§ What to work on
In the material below, please retype the lines from the very first through the one with "import React from 'react';", exactly and without pictures.

** Start Recorded data **

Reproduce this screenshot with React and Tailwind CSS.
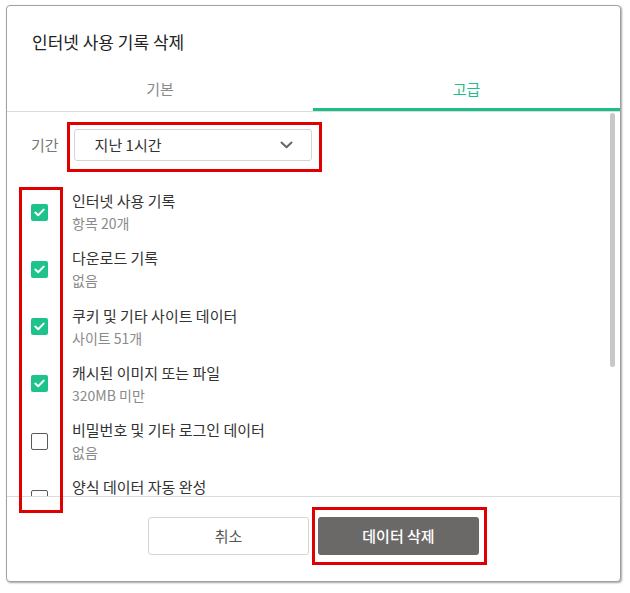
import React from 'react';

const items = [
  { title: '인터넷 사용 기록', sub: '항목 20개', checked: true },
  { title: '다운로드 기록', sub: '없음', checked: true },
  { title: '쿠키 및 기타 사이트 데이터', sub: '사이트 51개', checked: true },
  { title: '캐시된 이미지 또는 파일', sub: '320MB 미만', checked: true },
  { title: '비밀번호 및 기타 로그인 데이터', sub: '없음', checked: false },
  { title: '양식 데이터 자동 완성', sub: '없음', checked: false },
];

const Checkbox = ({ checked }) =>
  checked ? (
    <div className="w-[17px] h-[17px] shrink-0 rounded-[2px] bg-[#1ec38b] flex items-center justify-center">
      <svg width="11" height="9" viewBox="0 0 11 9" fill="none">
        <path d="M1.3 4.6 L4.2 7.3 L9.7 1.6" stroke="#fff" strokeWidth="2" strokeLinecap="round" strokeLinejoin="round" />
      </svg>
    </div>
  ) : (
    <div className="w-[17px] h-[17px] shrink-0 rounded-[2px] border-[1.5px] border-[#5a5a5a] bg-white" />
  );

export default function App() {
  return (
    <div
      className="relative w-[630px] h-[593px] bg-white pt-[5px] pl-[6px]"
      style={{ fontFamily: '"Noto Sans CJK KR", "Noto Sans", sans-serif' }}
    >
      {/* Dialog */}
      <div className="w-[615px] h-[577px] border border-[#a0a0a0] rounded-[4px] shadow-[1px_1px_2px_rgba(0,0,0,0.35)] bg-white flex flex-col overflow-hidden">
        <div className="pt-[24px] pl-[25px] text-[17px] leading-[24px] text-[#222]">인터넷 사용 기록 삭제</div>

        {/* Tabs */}
        <div className="flex border-b border-[#dcdcdc]">
          <div className="w-[306px] h-[57px] flex items-end justify-center pb-[11px] text-[15px] leading-[22px] text-[#8a8a8a]">
            기본
          </div>
          <div className="flex-1 h-[57px] flex flex-col">
            <div className="flex-1 flex items-end justify-center pb-[8px] text-[15px] leading-[22px] text-[#1ebd8a]">
              고급
            </div>
            <div className="h-[3px] bg-[#1ebd8a]" />
          </div>
        </div>

        {/* Scroll area */}
        <div className="flex h-[385px] overflow-hidden border-b border-[#dcdcdc]">
          <div className="flex-1 pl-[24px] pt-[17px]">
            <div className="flex items-center gap-[15px]">
              <span className="text-[15px] leading-[22px] text-[#777]">기간</span>
              <div className="w-[238px] h-[32px] border border-[#d4d4d4] rounded-[3px] flex items-center justify-between pl-[20px] pr-[18px]">
                <span className="text-[15px] leading-[22px] text-[#333]">지난 1시간</span>
                <svg width="13" height="8" viewBox="0 0 13 8" fill="none">
                  <path d="M1.5 1.5 L6.5 6.3 L11.5 1.5" stroke="#666" strokeWidth="2" strokeLinecap="round" strokeLinejoin="round" />
                </svg>
              </div>
            </div>

            <div className="mt-[29px] flex flex-col gap-[13.3px]">
              {items.map((it) => (
                <div key={it.title} className="flex items-center gap-[24px]">
                  <Checkbox checked={it.checked} />
                  <div className="flex flex-col">
                    <span className="text-[15px] leading-[22px] text-[#333]">{it.title}</span>
                    <span className="text-[14px] leading-[22px] text-[#8a8a8a]">{it.sub}</span>
                  </div>
                </div>
              ))}
            </div>
          </div>
          <div className="w-[10px] pt-[1px] pr-[4px]">
            <div className="w-[5px] h-[254px] rounded-full bg-[#c8c8c8]" />
          </div>
        </div>

        {/* Footer */}
        <div className="flex justify-center gap-[9px] pt-[20px]">
          <button className="w-[161px] h-[38px] border border-[#d4d4d4] rounded-[3px] bg-white text-[15px] text-[#555]">
            취소
          </button>
          <button className="w-[161px] h-[38px] rounded-[3px] bg-[#6b6967] text-[15px] font-medium text-white">
            데이터 삭제
          </button>
        </div>
      </div>

      {/* Red annotation boxes */}
      <div className="absolute left-[67px] top-[122px] w-[255px] h-[50px] border-[3px] border-[#e00000]" />
      <div className="absolute left-[19px] top-[187px] w-[44px] h-[326px] border-[3px] border-[#e00000]" />
      <div className="absolute left-[312px] top-[507px] w-[175px] h-[58px] border-[3px] border-[#e00000]" />
    </div>
  );
}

** End Recorded data **

§ Output for this exercise
Reproduce this screenshot with React and Tailwind CSS.
import React from 'react';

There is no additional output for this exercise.